Individuals and businesses making contributions to charity should keep in mind several important tax law provisions that have taken effect in recent years. Some of these changes include the following:
Guidelines for Monetary Donations
To deduct any charitable donation of money, regardless of amount, a taxpayer must have a bank record or a written communication from the charity showing the name of the charity and the date and amount of the contribution. Bank records include canceled checks, bank or credit union statements, and credit card statements. Bank or credit union statements should show the name of the charity, the date, and the amount paid. Credit card statements should show the name of the charity, the date, amount paid, and the transaction posting date.
Donations of money include those made in cash or by check, electronic funds transfer, credit card and payroll deduction. For payroll deductions, the taxpayer should retain a pay stub, a Form W-2 wage statement or other document furnished by the employer showing the total amount withheld for charity, along with the pledge card showing the name of the charity.

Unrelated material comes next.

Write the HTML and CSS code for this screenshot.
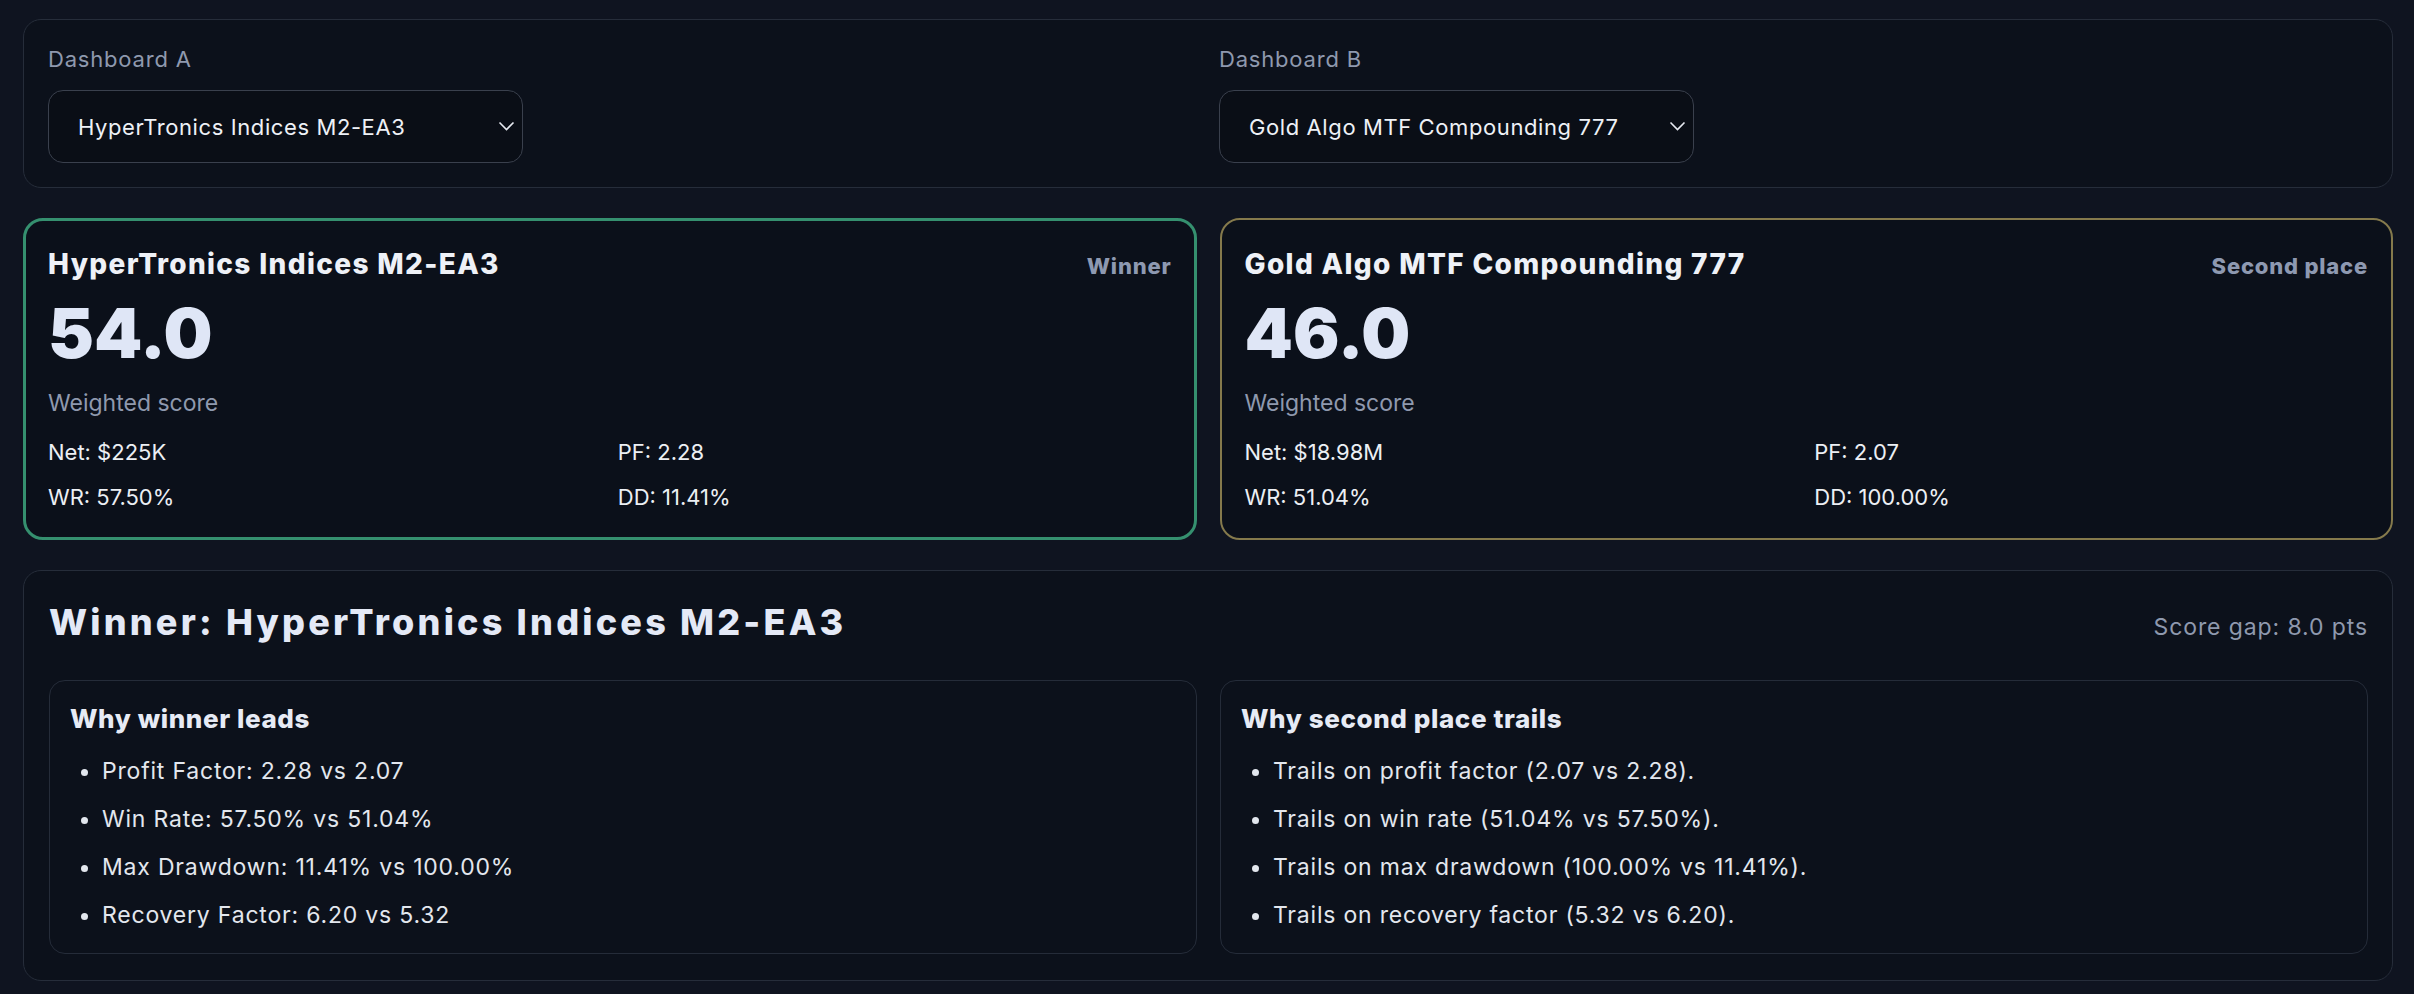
FILE: index.html
```html
<!DOCTYPE html>
<html>
<head>
<meta charset="utf-8">
<meta name="viewport" content="width=device-width, initial-scale=1.0">
<title>Dashboard comparison</title>
<link rel="stylesheet" href="styles.css">
</head>
<body>
  <main class="page">
    <!-- dashboard pickers -->
    <section class="panel pickers">
      <div class="picker">
        <label class="picker-label" for="dash-a">Dashboard A</label>
        <div class="select-wrap">
          <select id="dash-a" class="select">
            <option>HyperTronics Indices M2-EA3</option>
          </select>
          <svg class="chevron" width="17" height="10" viewBox="0 0 17 10"><polyline points="1.5,1.5 8.5,8.5 15.5,1.5" /></svg>
        </div>
      </div>
      <div class="picker">
        <label class="picker-label" for="dash-b">Dashboard B</label>
        <div class="select-wrap">
          <select id="dash-b" class="select">
            <option>Gold Algo MTF Compounding 777</option>
          </select>
          <svg class="chevron" width="17" height="10" viewBox="0 0 17 10"><polyline points="1.5,1.5 8.5,8.5 15.5,1.5" /></svg>
        </div>
      </div>
    </section>

    <!-- score cards -->
    <section class="cards">
      <article class="card card-win">
        <header class="card-head">
          <h3 class="card-title">HyperTronics Indices M2-EA3</h3>
          <span class="card-tag">Winner</span>
        </header>
        <div class="score">54.0</div>
        <div class="score-label">Weighted score</div>
        <div class="metrics">
          <span>Net: $225K</span>
          <span>PF: 2.28</span>
          <span>WR: 57.50%</span>
          <span>DD: 11.41%</span>
        </div>
      </article>
      <article class="card card-second">
        <header class="card-head">
          <h3 class="card-title">Gold Algo MTF Compounding 777</h3>
          <span class="card-tag">Second place</span>
        </header>
        <div class="score">46.0</div>
        <div class="score-label">Weighted score</div>
        <div class="metrics">
          <span>Net: $18.98M</span>
          <span>PF: 2.07</span>
          <span>WR: 51.04%</span>
          <span>DD: 100.00%</span>
        </div>
      </article>
    </section>

    <!-- verdict -->
    <section class="panel verdict">
      <header class="verdict-head">
        <h2 class="verdict-title">Winner: HyperTronics Indices M2-EA3</h2>
        <span class="verdict-gap">Score gap: 8.0 pts</span>
      </header>
      <div class="reasons">
        <div class="reason-box">
          <h4 class="reason-title">Why winner leads</h4>
          <ul class="reason-list">
            <li>Profit Factor: 2.28 vs 2.07</li>
            <li>Win Rate: 57.50% vs 51.04%</li>
            <li>Max Drawdown: 11.41% vs 100.00%</li>
            <li>Recovery Factor: 6.20 vs 5.32</li>
          </ul>
        </div>
        <div class="reason-box">
          <h4 class="reason-title">Why second place trails</h4>
          <ul class="reason-list">
            <li>Trails on profit factor (2.07 vs 2.28).</li>
            <li>Trails on win rate (51.04% vs 57.50%).</li>
            <li>Trails on max drawdown (100.00% vs 11.41%).</li>
            <li>Trails on recovery factor (5.32 vs 6.20).</li>
          </ul>
        </div>
      </div>
    </section>
  </main>
</body>
</html>
```

FILE: styles.css
```css
body {
  margin: 0;
  padding: 19px 21px 14px 23px;
  background: #0f1420;
  color: #e6e9f0;
  font-family: Inter, Lato, sans-serif;
}
.page {
  display: flex;
  flex-direction: column;
  gap: 30px;
}
.panel {
  background: #0c111b;
  border: 1px solid #262d3a;
  border-radius: 18px;
}

/* pickers */
.pickers {
  display: grid;
  grid-template-columns: 1fr 1fr;
  column-gap: 22px;
  padding: 26px 24px 24px 24px;
}
.picker-label {
  display: block;
  margin-bottom: 17px;
  font-size: 22px;
  line-height: 27px;
  letter-spacing: 0.8px;
  color: #8f99ae;
}
.select-wrap {
  position: relative;
  width: 475px;
}
.select {
  appearance: none;
  -webkit-appearance: none;
  width: 475px;
  height: 73px;
  padding: 0 45px 0 29px;
  background: #0a0e16;
  border: 1px solid #3a404d;
  border-radius: 15px;
  color: #eef1f6;
  font-family: Inter, Lato, sans-serif;
  font-size: 22px;
  letter-spacing: 0.6px;
}
.chevron {
  position: absolute;
  right: 8px;
  top: 31px;
  fill: none;
  stroke: #e6e9f0;
  stroke-width: 1.6;
  pointer-events: none;
}

/* cards */
.cards {
  display: grid;
  grid-template-columns: 1fr 1fr;
  gap: 23px;
}
.card {
  background: #0b101a;
  border: 2px solid #857a4c;
  border-radius: 20px;
  padding: 27px 23px 27px 23px;
}
.card-win {
  border: 3px solid #35906f;
  padding: 26px 22px 26px 22px;
}
.card-head {
  display: flex;
  justify-content: space-between;
  align-items: baseline;
}
.card-title {
  margin: 0;
  font-size: 28px;
  font-weight: 800;
  line-height: 34px;
  letter-spacing: 1.35px;
  color: #eef1f7;
}
.card-tag {
  font-size: 22px;
  font-weight: 800;
  letter-spacing: 0.8px;
  color: #8e99b1;
}
.score {
  margin-top: 10px;
  font-size: 69px;
  font-weight: 900;
  line-height: 84px;
  color: #dfe6f6;
}
.score-label {
  margin-top: 14px;
  font-size: 23px;
  line-height: 28px;
  color: #8f99ae;
}
.metrics {
  display: grid;
  grid-template-columns: 1fr 1fr;
  column-gap: 16px;
  row-gap: 17px;
  margin-top: 21px;
  font-size: 22px;
  line-height: 28px;
  color: #eceff4;
}

/* verdict */
.verdict {
  padding: 25px 24px 26px 25px;
}
.verdict-head {
  display: flex;
  justify-content: space-between;
  align-items: baseline;
  margin-bottom: 32px;
}
.verdict-title {
  margin: 0;
  font-size: 36px;
  font-weight: 800;
  line-height: 52px;
  letter-spacing: 3.2px;
  color: #e4e9f6;
}
.verdict-gap {
  font-size: 23px;
  letter-spacing: 0.9px;
  color: #8f99ae;
}
.reasons {
  display: grid;
  grid-template-columns: 1fr 1fr;
  gap: 23px;
}
.reason-box {
  border: 1px solid #252c39;
  border-radius: 16px;
  padding: 22px 20px 24px 20px;
}
.reason-title {
  margin: 0 0 23px 0;
  font-size: 26px;
  font-weight: 800;
  line-height: 31px;
  letter-spacing: 0.6px;
  color: #e7ebf5;
}
.reason-list {
  margin: 0;
  padding-left: 32px;
  font-size: 23px;
  line-height: 28px;
  letter-spacing: 0.8px;
  color: #e3e7ee;
}
.reason-list li + li {
  margin-top: 20px;
}
```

These requirements for the deduction of monetary donations do not change the long-standing requirement that a taxpayer obtain an acknowledgment from a charity for each deductible donation (either money or property) of $250 or more. However, one statement containing all of the required information may meet both requirements.
Guidelines for Non-Cash Donations
To deduct any non-cash charitable donation, the items generally must be in good condition or better to be tax deductible. For all donations of property, including clothing and household items, you should obtain a receipt that includes the name of the charity, date of the contribution, and a reasonably-detailed description of the donated property. If a donation is left at a charity’s unattended drop site, keep a written record of the donation that includes this information, as well as the fair market value of the property at the time of the donation and the method used to determine that value. Additional rules apply for a contribution of $250 or more.

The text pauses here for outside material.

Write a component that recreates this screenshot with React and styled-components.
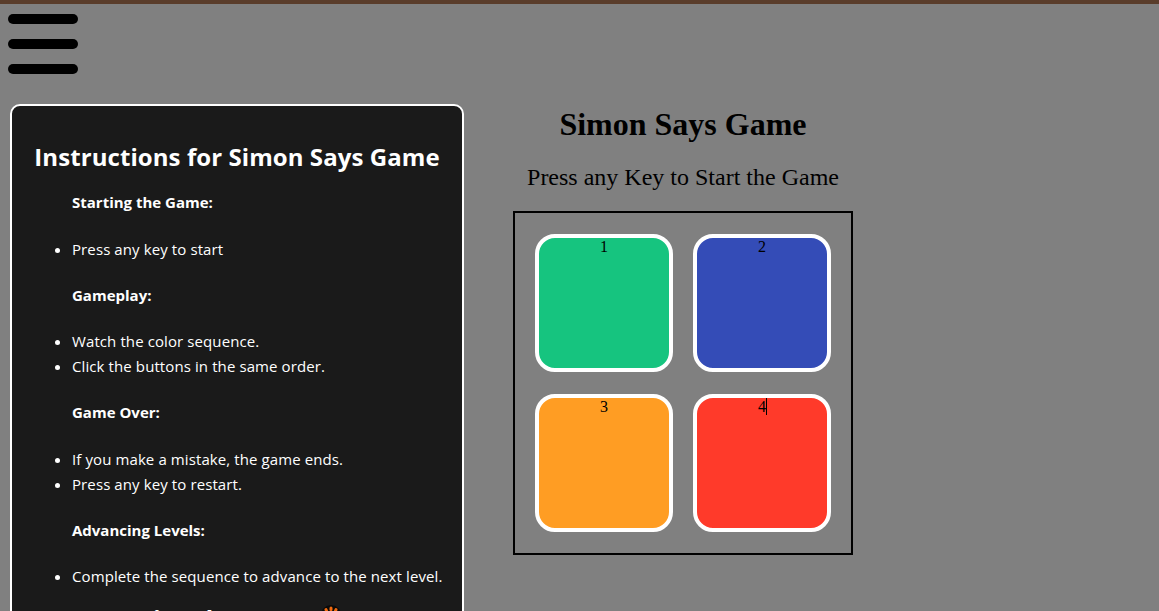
import React from "react";
import styled, { createGlobalStyle } from "styled-components";

const GlobalStyle = createGlobalStyle`
  html, body {
    margin: 0;
    height: 611px;
    overflow: hidden;
  }

  body {
    background-color: #808080;
    border-top: 4px solid #5a3d2b;
    box-sizing: border-box;
    font-family: "Liberation Serif", serif;
  }
`;

const sections = [
  { title: "Starting the Game:", items: ["Press any key to start"] },
  {
    title: "Gameplay:",
    items: ["Watch the color sequence.", "Click the buttons in the same order."],
  },
  {
    title: "Game Over:",
    items: ["If you make a mistake, the game ends.", "Press any key to restart."],
  },
  {
    title: "Advancing Levels:",
    items: ["Complete the sequence to advance to the next level."],
  },
];

const buttons = [
  { label: "1", color: "#16c47f" },
  { label: "2", color: "#344cb7" },
  { label: "3", color: "#ff9d23" },
  { label: "4", color: "#ff3a2a", caret: true },
];

const Burger = () => (
  <BurgerButton>
    <BurgerLine />
    <BurgerLine />
    <BurgerLine />
  </BurgerButton>
);

const ClosingIcon = () => (
  <IconSvg viewBox="0 0 20 20" width="20" height="20">
    <circle cx="10" cy="10" r="10" fill="#0a0a0a" />
    <g stroke="#f26a0f" strokeWidth="3" strokeLinecap="round">
      <path d="M10 3v1.6" />
      <path d="M5 4.6l.6 1.4" />
      <path d="M15 4.6l-.6 1.4" />
    </g>
  </IconSvg>
);

const Instructions = () => (
  <Panel>
    <PanelTitle>Instructions for Simon Says Game</PanelTitle>
    {sections.map((section) => (
      <div key={section.title}>
        <SectionTitle>{section.title}</SectionTitle>
        <List>
          {section.items.map((item) => (
            <li key={item}>{item}</li>
          ))}
        </List>
      </div>
    ))}
    <Closing>
      Enjoy the game! <ClosingIcon />
    </Closing>
  </Panel>
);

const App = () => (
  <>
    <GlobalStyle />
    <Burger />
    <Content>
      <Instructions />
      <Game>
        <GameTitle>Simon Says Game</GameTitle>
        <GameStatus>Press any Key to Start the Game</GameStatus>
        <Board>
          {buttons.map((button) => (
            <GameButton key={button.label} $color={button.color}>
              {button.label}
              {button.caret && <Caret />}
            </GameButton>
          ))}
        </Board>
      </Game>
    </Content>
  </>
);

const BurgerButton = styled.div`
  display: flex;
  flex-direction: column;
  gap: 15px;
  width: 70px;
  padding: 10px 0 0 8px;
`;

const BurgerLine = styled.span`
  display: block;
  height: 10px;
  border-radius: 5px;
  background-color: #000;
`;

const Content = styled.div`
  display: flex;
  align-items: flex-start;
  margin-top: 30px;
  padding-left: 10px;
`;

const Panel = styled.div`
  box-sizing: border-box;
  flex: none;
  width: 454px;
  padding: 20px 20px;
  border: 2px solid #fff;
  border-radius: 10px;
  background-color: #1a1a1a;
  color: #fff;
  font-family: "Open Sans", sans-serif;
`;

const PanelTitle = styled.h2`
  margin: 19px 0 0;
  font-size: 24px;
  line-height: 24px;
  font-weight: 700;
  letter-spacing: 0.07px;
  text-align: center;
  white-space: nowrap;
`;

const SectionTitle = styled.p`
  margin: 23.3px 0 0;
  padding-left: 40px;
  font-size: 15px;
  line-height: 21px;
  font-weight: 700;
`;

const List = styled.ul`
  margin: 23.3px 0 0;
  padding-left: 40px;
  font-size: 15px;
  line-height: 25px;
  letter-spacing: 0.1px;
  white-space: nowrap;
`;

const Closing = styled.h2`
  margin: 14px 0 0;
  font-size: 24px;
  line-height: 32px;
  font-weight: 700;
  text-align: center;
  white-space: nowrap;
`;

const IconSvg = styled.svg`
  margin-right: 9px;
  vertical-align: 3px;
`;

const Game = styled.div`
  display: flex;
  flex-direction: column;
  align-items: center;
  width: 340px;
  margin-left: 49px;
  padding-top: 2px;
`;

const GameTitle = styled.h1`
  margin: 0;
  font-size: 32px;
  line-height: 37px;
  font-weight: 700;
  white-space: nowrap;
`;

const GameStatus = styled.h2`
  margin: 20px 0 0;
  font-size: 24px;
  line-height: 28px;
  font-weight: 400;
  white-space: nowrap;
`;

const Board = styled.div`
  box-sizing: border-box;
  display: grid;
  grid-template-columns: repeat(2, 138px);
  gap: 22px 20px;
  width: 340px;
  height: 344px;
  margin-top: 20px;
  padding: 21px 20px;
  border: 2px solid #000;
`;

const GameButton = styled.div`
  box-sizing: border-box;
  position: relative;
  width: 138px;
  height: 138px;
  border: 4px solid #fff;
  border-radius: 20px;
  background-color: ${(props) => props.$color};
  color: #000;
  font-size: 16px;
  line-height: 18px;
  text-align: center;
`;

const Caret = styled.span`
  position: absolute;
  top: 0;
  left: 69px;
  width: 1px;
  height: 17px;
  background-color: #000;
`;

export default App;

If the amount of a taxpayer’s deduction for all noncash contributions is over $500, a properly-completed Form 8283 must be submitted with the tax return. Non-cash donations of a similar type that total $5,000 or more will require a qualified appraisal to be attached to the return.
To help taxpayers plan their holiday-season and year-end giving, the IRS offers the following additional reminders:
- Contributions are deductible in the year made — donations charged to a credit card before the end of 2015 count for the 2015 year.
- Check that the organization is eligible — The IRS provides an online database, Exempt Organization Select Check, so you can verify if a charity is eligible to receive deductible contributions.
- Individuals — only taxpayers who itemize their deductions on Form 1040 Schedule A can claim deductions for charitable contributions.
- Vehicles — the deduction for a car, boat or airplane is usually limited to the gross proceeds the charity receives from its sale. This rule applies if the claimed value is more than $500. Form 1098-C or similar statement must be provided to the donor by the organization and attached to the donor’s tax return.
The most important thing to remember when making charitable contributions is to keep good records and receipts. IRS.gov has additional information on charitable giving including this online mini-course Can I Deduct My Charitable Contributions.
Your accountant can offer assistance in determining if your contribution is deductible, or in deciding what documentation you need to keep on hand to support your deduction.